Film de procès + histoire vraie : l’obstination de Maria Altmann à récupérer le portrait de sa tante par Klimt, confisqué par les Nazis et exposé à Vienne depuis la fin de la Seconde guerre mondiale, avait tout pour séduire Hollywood.

Honnête faiseur, Simon Curtis relate cette histoire sans mégoter sur les flash back hauts en couleur et les effets mélodramatiques. Il le fait avec un manichéisme non seulement fade mais pour tout dire dérangeant.
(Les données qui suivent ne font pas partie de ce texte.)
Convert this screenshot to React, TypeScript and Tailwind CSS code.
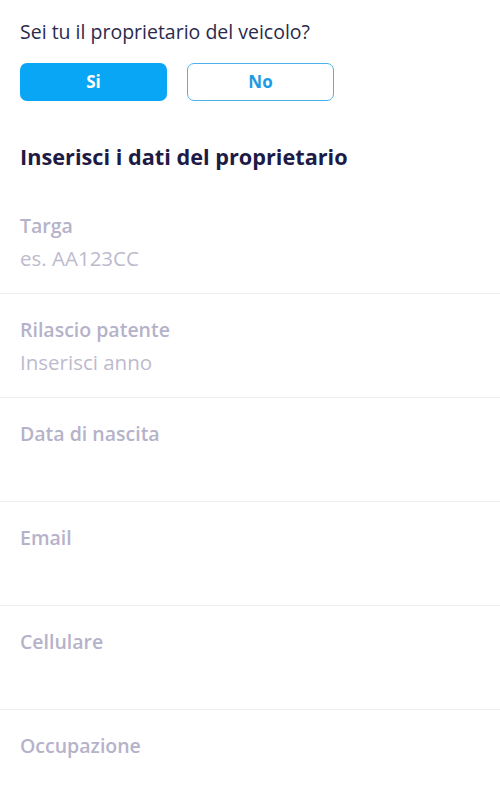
import React from "react";

const fields = [
  { label: "Targa", placeholder: "es. AA123CC" },
  { label: "Rilascio patente", placeholder: "Inserisci anno" },
  { label: "Data di nascita", placeholder: "" },
  { label: "Email", placeholder: "" },
  { label: "Cellulare", placeholder: "" },
  { label: "Occupazione", placeholder: "" },
];

const App = () => {
  return (
    <div className="w-[500px] h-[800px] overflow-hidden bg-white font-['Open_Sans','Noto_Sans',sans-serif]">
      <div className="px-[20px] pt-[20px]">
        <p className="text-[19.5px] leading-[24px] text-[#2b2a4c]">Sei tu il proprietario del veicolo?</p>
        <div className="flex gap-[20px] mt-[19px]">
          <button className="w-[147px] h-[38px] rounded-[7px] bg-[#0aa6f6] text-white text-[17px] font-bold">
            Si
          </button>
          <button className="w-[147px] h-[38px] rounded-[7px] border-[1.5px] border-[#4db2ea] text-[#1d9ce2] text-[17px] font-bold">
            No
          </button>
        </div>
        <h2 className="mt-[42px] text-[21.7px] leading-[28px] font-bold text-[#1d1b45]">
          Inserisci i dati del proprietario
        </h2>
      </div>
      <div className="mt-[19px] flex flex-col">
        {fields.map((f) => (
          <div key={f.label} className="px-[20px] pt-[24px] pb-[23px] border-b border-[#efeff3]">
            <div className="text-[19.5px] leading-[24px] font-semibold text-[#b5b2c9]">{f.label}</div>
            <div className="mt-[8px] text-[20.5px] leading-[24px] text-[#bdbacd] h-[24px]">{f.placeholder}</div>
          </div>
        ))}
      </div>
    </div>
  );
};

export default App;
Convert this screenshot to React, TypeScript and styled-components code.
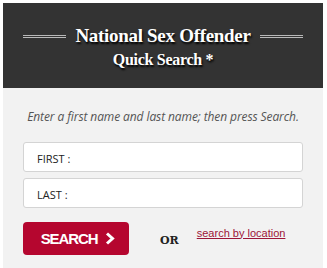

D’un côté les méchants Autrichiens, victimes consentantes de l’Anschluss hitlérien hier, infâmes spoliateurs aujourd’hui. De l’autre, la courageuse Maria, jeune femme contrainte à l’exil en 1938 qui décide soixante ans plus tard de récupérer « Woman in Gold », entretemps devenu une icône artistique, une Mona Lisa autrichienne. Pourquoi ? Par appât du gain, la valeur du tableau excédant les 100 millions de dollars ? Que nenni ! Par souci de justice. Et pour refuser l’oubli.

La justice. La mémoire. Voilà de biens grands mots lancés. L’espace d’un instant on est pris de vertige. Vertige de tomber, si l’on dénie à  Maria Altman le droit de récupérer ce tableau, dans un antisémitisme haïssable voire dans un négationnisme criminel. Mais vertige aussi, si l’on embrasse sa cause, que les mêmes arguments soient appliqués aux marbres d’Elgin, à la pierre de Rosette ou à la Joconde.